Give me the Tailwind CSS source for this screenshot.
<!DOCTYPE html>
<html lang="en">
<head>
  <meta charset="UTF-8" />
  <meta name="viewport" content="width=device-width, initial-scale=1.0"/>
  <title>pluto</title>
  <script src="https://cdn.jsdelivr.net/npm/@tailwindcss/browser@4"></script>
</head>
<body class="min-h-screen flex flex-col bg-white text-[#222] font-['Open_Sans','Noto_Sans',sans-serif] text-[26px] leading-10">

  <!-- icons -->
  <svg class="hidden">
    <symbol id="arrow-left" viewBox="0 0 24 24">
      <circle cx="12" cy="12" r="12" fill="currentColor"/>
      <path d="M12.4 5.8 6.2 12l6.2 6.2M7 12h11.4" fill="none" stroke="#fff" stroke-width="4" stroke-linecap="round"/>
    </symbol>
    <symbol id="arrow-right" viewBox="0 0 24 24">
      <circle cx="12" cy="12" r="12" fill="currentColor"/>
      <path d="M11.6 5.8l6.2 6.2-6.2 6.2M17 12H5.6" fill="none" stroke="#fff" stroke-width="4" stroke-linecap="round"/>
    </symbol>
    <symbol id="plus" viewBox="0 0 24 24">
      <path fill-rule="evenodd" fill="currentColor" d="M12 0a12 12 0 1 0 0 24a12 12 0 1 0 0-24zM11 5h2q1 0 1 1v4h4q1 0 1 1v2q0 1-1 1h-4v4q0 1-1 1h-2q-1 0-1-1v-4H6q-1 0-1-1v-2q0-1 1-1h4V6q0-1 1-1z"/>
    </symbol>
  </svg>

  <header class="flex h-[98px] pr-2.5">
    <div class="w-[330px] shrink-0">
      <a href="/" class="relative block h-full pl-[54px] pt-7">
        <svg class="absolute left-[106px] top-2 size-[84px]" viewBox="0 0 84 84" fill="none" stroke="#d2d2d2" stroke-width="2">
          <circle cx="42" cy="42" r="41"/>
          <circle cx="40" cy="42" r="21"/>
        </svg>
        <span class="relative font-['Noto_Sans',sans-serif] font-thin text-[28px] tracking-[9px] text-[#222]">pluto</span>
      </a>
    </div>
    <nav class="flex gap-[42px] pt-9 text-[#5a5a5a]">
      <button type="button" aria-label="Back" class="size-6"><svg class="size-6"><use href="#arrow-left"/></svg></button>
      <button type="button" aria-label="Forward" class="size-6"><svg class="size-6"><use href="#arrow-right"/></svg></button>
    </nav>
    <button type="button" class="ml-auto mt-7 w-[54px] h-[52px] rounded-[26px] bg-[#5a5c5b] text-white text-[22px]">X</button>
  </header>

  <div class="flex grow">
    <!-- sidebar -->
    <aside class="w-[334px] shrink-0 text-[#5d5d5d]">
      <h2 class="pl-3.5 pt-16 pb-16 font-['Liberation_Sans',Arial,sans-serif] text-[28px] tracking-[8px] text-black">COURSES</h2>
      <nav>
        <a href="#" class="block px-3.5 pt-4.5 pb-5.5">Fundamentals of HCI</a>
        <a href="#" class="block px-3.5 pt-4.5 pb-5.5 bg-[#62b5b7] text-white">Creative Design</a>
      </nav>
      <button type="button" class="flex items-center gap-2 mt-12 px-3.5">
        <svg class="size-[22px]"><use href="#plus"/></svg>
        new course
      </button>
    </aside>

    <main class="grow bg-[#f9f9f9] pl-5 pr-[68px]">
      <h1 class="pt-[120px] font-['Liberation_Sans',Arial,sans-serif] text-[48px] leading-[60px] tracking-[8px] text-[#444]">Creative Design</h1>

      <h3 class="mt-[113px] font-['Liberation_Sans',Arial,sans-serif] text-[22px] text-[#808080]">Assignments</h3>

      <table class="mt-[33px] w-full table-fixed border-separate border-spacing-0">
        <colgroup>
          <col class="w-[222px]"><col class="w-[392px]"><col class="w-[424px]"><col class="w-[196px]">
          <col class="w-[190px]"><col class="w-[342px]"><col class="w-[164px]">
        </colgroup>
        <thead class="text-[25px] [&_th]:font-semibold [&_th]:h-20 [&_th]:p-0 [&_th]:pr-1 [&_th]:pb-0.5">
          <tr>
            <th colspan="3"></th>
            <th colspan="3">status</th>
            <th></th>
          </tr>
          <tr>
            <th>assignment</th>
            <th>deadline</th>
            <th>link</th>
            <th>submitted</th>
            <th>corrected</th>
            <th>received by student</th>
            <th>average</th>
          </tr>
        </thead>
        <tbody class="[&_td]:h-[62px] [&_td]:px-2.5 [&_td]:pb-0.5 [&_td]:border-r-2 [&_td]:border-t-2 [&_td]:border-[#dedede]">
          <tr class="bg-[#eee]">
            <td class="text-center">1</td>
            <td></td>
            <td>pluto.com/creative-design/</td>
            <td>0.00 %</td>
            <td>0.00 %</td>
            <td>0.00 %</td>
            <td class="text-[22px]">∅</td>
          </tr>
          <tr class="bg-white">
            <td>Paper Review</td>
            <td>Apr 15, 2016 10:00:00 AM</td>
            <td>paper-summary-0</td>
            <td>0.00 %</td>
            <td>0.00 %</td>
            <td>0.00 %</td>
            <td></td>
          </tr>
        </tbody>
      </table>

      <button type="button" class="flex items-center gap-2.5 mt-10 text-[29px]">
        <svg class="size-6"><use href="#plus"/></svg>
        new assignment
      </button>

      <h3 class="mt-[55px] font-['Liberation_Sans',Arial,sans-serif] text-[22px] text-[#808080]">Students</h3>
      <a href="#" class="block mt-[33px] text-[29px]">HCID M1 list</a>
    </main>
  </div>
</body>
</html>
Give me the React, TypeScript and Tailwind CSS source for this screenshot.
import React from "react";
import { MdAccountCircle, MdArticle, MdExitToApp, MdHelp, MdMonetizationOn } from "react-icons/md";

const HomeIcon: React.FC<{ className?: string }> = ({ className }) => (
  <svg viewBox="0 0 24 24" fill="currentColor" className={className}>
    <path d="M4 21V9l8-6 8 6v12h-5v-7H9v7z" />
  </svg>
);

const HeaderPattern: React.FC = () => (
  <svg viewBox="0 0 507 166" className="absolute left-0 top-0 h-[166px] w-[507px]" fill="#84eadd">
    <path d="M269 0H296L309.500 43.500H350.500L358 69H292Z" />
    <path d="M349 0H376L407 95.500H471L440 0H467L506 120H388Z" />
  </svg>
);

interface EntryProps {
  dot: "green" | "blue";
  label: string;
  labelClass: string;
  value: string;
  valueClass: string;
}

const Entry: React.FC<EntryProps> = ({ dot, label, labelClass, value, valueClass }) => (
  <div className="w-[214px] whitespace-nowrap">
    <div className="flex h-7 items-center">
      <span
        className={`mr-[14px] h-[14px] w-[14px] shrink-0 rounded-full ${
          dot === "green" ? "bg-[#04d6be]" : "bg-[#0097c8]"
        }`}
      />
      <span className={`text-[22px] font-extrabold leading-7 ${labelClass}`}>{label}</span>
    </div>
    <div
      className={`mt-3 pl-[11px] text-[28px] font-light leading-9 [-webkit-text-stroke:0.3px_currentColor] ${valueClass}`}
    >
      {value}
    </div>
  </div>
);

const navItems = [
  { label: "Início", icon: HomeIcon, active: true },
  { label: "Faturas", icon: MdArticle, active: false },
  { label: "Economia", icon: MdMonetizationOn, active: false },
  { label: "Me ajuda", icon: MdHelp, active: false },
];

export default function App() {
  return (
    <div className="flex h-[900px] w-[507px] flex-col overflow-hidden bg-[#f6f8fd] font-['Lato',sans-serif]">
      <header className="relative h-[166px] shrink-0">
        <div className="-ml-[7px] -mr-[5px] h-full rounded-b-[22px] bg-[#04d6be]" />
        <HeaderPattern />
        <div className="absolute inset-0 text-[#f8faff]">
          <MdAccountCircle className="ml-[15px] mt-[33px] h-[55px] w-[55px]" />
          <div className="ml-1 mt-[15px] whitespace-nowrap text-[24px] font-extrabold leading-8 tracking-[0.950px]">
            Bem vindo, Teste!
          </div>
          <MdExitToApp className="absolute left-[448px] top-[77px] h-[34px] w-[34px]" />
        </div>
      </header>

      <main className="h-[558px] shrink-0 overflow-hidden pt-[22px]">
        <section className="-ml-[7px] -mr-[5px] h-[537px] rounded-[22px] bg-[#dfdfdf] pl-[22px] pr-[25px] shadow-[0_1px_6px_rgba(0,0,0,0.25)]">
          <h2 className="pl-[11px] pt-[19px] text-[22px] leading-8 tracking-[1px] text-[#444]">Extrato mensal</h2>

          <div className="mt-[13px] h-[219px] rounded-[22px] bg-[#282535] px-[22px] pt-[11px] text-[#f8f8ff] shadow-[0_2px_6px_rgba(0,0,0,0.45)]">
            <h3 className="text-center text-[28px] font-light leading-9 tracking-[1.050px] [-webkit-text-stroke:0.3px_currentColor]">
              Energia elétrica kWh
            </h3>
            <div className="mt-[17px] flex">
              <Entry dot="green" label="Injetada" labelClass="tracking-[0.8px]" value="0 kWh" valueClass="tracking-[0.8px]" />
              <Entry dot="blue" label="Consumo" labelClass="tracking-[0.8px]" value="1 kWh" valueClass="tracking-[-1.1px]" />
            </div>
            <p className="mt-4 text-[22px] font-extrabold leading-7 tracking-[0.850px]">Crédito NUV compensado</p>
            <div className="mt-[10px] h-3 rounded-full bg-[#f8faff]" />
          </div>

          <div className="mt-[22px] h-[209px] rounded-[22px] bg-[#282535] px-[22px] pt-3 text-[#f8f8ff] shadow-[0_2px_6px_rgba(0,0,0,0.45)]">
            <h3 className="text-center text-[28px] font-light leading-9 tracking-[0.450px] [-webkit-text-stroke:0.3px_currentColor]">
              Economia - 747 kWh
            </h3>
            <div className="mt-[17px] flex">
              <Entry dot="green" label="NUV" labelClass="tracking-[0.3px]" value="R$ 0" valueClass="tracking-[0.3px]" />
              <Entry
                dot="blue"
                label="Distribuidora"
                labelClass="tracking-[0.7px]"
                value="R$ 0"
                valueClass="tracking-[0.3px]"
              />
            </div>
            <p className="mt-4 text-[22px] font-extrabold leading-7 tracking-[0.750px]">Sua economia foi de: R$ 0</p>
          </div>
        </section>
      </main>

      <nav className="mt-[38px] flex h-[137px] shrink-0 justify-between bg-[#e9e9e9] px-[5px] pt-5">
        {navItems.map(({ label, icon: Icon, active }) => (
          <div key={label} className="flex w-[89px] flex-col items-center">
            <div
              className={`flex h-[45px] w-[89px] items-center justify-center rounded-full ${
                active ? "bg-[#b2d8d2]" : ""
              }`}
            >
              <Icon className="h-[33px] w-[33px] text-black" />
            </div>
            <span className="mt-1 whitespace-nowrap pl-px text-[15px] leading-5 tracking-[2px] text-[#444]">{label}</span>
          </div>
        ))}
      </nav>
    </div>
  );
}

◆ What the task requires ◆
Extract, please, the lines from the start of the entries above through the one with "flex flex-col bg-white", both included, reproducing each exactly and adding nothing.

◆ Solution ◆
Give me the Tailwind CSS source for this screenshot.
<!DOCTYPE html>
<html lang="en">
<head>
  <meta charset="UTF-8" />
  <meta name="viewport" content="width=device-width, initial-scale=1.0"/>
  <title>pluto</title>
  <script src="https://cdn.jsdelivr.net/npm/@tailwindcss/browser@4"></script>
</head>
<body class="min-h-screen flex flex-col bg-white text-[#222] font-['Open_Sans','Noto_Sans',sans-serif] text-[26px] leading-10">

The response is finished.